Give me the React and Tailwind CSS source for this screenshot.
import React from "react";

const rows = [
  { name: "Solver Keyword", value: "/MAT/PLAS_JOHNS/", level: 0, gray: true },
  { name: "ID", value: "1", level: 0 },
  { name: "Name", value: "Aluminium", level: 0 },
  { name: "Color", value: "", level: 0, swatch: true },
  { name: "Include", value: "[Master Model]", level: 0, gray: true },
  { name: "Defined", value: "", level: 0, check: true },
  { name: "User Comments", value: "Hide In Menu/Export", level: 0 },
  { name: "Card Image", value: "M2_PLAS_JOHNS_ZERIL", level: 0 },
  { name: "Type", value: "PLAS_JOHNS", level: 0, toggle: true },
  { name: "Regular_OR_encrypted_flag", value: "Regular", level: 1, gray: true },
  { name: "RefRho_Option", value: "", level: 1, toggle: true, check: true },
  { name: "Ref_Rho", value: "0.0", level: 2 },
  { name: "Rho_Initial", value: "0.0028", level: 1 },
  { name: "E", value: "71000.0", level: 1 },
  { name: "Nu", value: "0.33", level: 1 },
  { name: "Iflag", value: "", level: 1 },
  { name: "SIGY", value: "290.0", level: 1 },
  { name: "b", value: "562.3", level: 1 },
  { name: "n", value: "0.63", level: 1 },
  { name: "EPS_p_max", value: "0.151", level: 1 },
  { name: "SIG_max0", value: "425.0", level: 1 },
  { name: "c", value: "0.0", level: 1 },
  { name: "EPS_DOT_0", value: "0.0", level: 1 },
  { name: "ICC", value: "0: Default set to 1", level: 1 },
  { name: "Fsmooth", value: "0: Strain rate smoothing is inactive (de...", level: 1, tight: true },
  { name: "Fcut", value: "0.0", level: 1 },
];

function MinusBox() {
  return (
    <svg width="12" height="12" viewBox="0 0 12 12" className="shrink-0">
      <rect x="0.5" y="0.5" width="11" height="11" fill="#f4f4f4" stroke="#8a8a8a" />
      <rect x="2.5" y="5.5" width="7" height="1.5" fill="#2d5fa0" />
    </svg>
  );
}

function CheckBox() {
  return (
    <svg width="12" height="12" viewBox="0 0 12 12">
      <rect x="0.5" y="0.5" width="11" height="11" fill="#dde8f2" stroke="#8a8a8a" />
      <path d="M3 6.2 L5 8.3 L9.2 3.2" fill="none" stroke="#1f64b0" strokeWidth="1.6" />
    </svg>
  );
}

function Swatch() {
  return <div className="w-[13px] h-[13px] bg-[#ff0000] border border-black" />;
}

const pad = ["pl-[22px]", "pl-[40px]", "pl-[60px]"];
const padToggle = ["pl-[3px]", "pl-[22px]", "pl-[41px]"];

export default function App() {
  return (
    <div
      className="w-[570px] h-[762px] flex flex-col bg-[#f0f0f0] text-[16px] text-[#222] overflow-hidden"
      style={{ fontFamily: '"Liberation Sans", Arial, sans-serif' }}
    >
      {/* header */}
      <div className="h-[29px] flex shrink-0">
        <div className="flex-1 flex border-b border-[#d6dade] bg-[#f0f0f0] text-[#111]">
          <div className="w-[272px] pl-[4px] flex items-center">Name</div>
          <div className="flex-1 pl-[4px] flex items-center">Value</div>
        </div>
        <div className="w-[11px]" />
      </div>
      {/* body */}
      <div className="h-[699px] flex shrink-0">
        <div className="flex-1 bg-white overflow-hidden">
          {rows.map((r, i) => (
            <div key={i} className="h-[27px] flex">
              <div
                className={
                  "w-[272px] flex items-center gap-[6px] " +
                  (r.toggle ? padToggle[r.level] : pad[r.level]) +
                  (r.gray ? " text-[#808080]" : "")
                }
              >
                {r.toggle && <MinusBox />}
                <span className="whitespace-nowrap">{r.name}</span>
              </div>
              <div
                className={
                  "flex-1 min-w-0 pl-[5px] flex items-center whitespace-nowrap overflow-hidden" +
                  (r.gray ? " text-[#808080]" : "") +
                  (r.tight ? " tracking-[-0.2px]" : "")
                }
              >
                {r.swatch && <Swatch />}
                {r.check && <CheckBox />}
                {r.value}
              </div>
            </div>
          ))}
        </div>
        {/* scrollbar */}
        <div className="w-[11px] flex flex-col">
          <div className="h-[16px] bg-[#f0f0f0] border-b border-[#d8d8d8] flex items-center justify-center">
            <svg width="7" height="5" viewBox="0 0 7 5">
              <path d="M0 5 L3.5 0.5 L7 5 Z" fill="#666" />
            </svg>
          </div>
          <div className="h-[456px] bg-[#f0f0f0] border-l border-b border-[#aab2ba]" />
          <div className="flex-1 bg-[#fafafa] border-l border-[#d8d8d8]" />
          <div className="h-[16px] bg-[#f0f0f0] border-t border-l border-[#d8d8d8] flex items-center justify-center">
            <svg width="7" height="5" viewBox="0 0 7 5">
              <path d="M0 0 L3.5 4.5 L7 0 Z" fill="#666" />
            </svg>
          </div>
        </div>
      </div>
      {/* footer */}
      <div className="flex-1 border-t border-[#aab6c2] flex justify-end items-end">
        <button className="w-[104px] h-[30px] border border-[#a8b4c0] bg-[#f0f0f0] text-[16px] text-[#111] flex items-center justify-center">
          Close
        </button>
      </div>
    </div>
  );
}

--

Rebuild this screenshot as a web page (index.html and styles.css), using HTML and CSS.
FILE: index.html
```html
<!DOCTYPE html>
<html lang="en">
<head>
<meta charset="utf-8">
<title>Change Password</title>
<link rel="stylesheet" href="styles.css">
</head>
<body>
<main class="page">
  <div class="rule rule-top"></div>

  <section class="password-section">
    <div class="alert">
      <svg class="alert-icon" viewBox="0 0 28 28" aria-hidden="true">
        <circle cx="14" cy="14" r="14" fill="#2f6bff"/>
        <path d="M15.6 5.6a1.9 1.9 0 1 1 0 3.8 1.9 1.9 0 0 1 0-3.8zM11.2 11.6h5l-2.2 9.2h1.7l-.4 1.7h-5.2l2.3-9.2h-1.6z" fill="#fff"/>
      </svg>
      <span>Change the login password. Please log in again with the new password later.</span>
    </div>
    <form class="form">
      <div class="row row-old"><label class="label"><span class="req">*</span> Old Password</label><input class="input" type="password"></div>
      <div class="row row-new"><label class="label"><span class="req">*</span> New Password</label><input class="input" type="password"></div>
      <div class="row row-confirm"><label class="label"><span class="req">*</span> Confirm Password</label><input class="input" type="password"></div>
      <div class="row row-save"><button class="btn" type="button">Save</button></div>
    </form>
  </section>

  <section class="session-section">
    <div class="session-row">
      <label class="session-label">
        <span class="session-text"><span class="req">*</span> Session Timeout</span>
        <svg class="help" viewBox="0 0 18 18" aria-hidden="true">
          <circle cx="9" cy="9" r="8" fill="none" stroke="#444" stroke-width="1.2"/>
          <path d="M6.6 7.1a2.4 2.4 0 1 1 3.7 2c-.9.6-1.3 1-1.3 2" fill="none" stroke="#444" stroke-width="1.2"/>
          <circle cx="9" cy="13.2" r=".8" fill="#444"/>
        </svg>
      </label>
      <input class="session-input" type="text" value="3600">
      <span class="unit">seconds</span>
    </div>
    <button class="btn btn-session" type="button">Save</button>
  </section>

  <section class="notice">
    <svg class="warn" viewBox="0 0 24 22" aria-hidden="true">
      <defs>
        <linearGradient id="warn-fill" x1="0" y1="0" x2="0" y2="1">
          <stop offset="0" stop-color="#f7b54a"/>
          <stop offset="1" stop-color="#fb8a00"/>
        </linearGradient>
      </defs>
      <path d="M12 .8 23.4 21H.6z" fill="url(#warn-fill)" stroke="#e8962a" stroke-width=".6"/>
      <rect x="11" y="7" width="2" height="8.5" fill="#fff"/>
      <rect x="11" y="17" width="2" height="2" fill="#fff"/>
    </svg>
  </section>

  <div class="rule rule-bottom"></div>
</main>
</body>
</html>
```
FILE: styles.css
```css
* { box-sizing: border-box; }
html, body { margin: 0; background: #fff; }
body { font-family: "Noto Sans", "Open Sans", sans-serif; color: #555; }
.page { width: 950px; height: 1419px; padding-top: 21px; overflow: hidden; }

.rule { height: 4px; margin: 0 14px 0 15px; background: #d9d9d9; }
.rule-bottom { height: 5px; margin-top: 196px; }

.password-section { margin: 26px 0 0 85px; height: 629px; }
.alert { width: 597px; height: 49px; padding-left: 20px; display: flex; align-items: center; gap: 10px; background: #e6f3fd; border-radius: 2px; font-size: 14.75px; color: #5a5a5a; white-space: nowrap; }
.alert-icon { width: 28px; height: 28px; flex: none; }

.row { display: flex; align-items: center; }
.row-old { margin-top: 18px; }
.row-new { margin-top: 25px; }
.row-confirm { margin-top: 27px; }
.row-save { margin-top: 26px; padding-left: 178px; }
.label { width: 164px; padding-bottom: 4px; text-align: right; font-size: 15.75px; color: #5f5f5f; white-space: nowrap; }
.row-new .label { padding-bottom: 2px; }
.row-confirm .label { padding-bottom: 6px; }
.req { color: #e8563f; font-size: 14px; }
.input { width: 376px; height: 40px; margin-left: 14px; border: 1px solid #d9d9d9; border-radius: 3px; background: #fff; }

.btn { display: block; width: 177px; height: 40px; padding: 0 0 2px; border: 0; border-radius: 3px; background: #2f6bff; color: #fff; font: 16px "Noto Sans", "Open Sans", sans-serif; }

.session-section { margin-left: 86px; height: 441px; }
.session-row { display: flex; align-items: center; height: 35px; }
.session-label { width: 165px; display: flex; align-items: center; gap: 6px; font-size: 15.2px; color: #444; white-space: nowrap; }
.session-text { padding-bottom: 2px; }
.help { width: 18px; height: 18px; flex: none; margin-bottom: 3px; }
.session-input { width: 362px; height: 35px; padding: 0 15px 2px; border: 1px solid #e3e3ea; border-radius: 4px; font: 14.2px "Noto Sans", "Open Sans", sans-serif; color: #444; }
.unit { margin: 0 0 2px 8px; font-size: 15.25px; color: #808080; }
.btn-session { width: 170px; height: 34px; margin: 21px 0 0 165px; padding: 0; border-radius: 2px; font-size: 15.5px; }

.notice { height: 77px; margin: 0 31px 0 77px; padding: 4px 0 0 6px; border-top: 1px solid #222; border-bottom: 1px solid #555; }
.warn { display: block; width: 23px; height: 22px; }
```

Brief: Out of the data above, set down the lines from the one with "Give me the" to the one with "import React from", both included, exactly as written and with no additions.

Exercise response:
Give me the React and Tailwind CSS source for this screenshot.
import React from "react";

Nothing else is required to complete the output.